Острова поэзии и остров поэтики

В чем различие между греческими островами и Кипром? Греческие острова – острова поэзии, они – неожиданные ответы на ожидаемые вопросы о выживании среди морской стихии, они – рифмы к эпохам и культурам, завершение приключенческих строк. А Кипр – остров поэтики, остров, умеющий любоваться собой и правильно перечислить фигуры наслаждения, выдержать и строгий, и мягкий стиль жизни. Друзья недавно побывали на Кипре, поэтому пишу по их впечатлениям, пытаясь из ритма их речи вывести и законы поэтики.

Блестящий стиль, точность и остроумие выражений, проницательность замысла, уместное употребление украшений, всё то, что так ценили старые поэтики, было забыто в Новое время. Но на смену поэтике риторических украшений пришла полистилистика, пришли многоголосые жанры, странные соединения в романном повествовании не только разных речей, но разных эпох и культур. Мы читаем о прошлом, но из текста веет на нас происходящим в наши дни. Или читаем о современности, но при этом погружаемся в мир не до конца сбывающихся воспоминаний. На Кипре никогда так не бывает: Кипр всегда помнит, к какой именно эпохе он принадлежит. Сама необходимость сохранять себя сначала под властью «франков и италийцев» (1189—1570), потом турок-осман, потом «англопоработителей», требовала пестовать в себе строгое чувство эпохи. Наподобие того, как ученик, которого задирают в школе, постоянно повторяет про себя домашнее задание, чтобы от расстройства не забыть выученное и ответить как надо. Чтобы сохранялась грамотность, нужно сохранять и моностилистику самого бытия. Кипр вновь возвращается к себе, как это мы видим в наивных гекзаметрах, написанных учеником архиерейской школы три столетия назад:

Цветомедовая наша земля, ибо славно стяжала

Островом Кипром рожденный цветок как почетное знамя:

Архиерея Хрисанфа приличного острову верного стража

Пастыря, что средь овец словно пастырь в прекрасных хоромах.

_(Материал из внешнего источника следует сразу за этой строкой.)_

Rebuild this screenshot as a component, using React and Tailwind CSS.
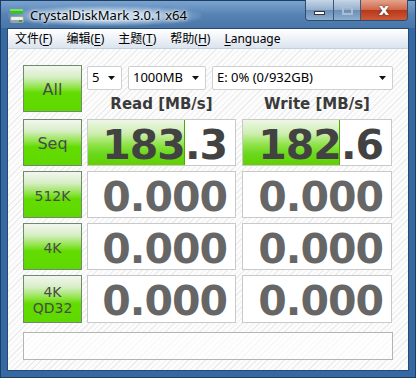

Кипр цветет, и его архиерей цветет, но что чему причиной – понять нельзя, потому что все возникает как данность, которую надо сохранить, а не аналитически расчленять, что из чего проистекает. Важно только общее ощущение уместности, которое и поддерживает царственное положение острова, даже если это просто остров пастухов. И благодаря этой уместности полуграмотные стихи оказываются хранителями собственного положения острова.

Путешественники спрашивают, почему такое различие между иконописью двух некогда венецианских островов, Крита и Кипра? Крит дал изощренную барочную иконопись, безумный символизм орденских композиций, фантастические водопады образов Эль Греко. На Кипре мы видим только наивную иконопись, большеголовых святых и осликов как на детских рисунках. Очень просто: на Крите, как и на многих других греческих островах, художник иллюстрировал чужое, пытался сделать чужое своим, набрасывал чертеж, который помогал понять всё необычное, от поведения соседей до устройства ангельских небес. Тогда как живописец на Кипре, наоборот, пытается сделать своё чужим, всячески старается, чтобы обжитой им мир, данный ему в ощущениях, нес на себе хотя бы отблеск другого мира. Поэтому изображение и получается наивным – эта наивность должна показать, что мир уже изучен и рассчитан, исхожен как остров вдоль и поперек, и осталось заглянуть за его пределы. Здесь нет избытка стилей, просто потому, что нет стиля как такового, есть только верность тому, что удалось почувствовать и заучить прямо сейчас.

На Крите искусство существовало как «интермедия» праздника, как то, что можно показать в перерыве между действиями, между важными сюжетными эпизодами жизни. И в том числе священное искусство тоже становилось такой интермедией, специально подобранными символами, которые позволяют без ущерба переправиться от одного важного этапа жизни к другому важному этапу: от сельской жизни – к городской, от торговли – к благосостоянию. Интермедия – это героические и фантастические приключения, которые при этом сразу показывают свои границы: можно представить полет между островами, но нельзя представить перемещение островов. Кипр, напротив, мыслит себя как остров, который находится «где-то» на востоке Средиземноморья, который поэтому должен всякий раз заново переопределять себя как центр происходящего. Это именно полноценный сюжет жизни, который нужно довести до конца любыми усилиями, сколько бы ни пришлось пережить на этом пути.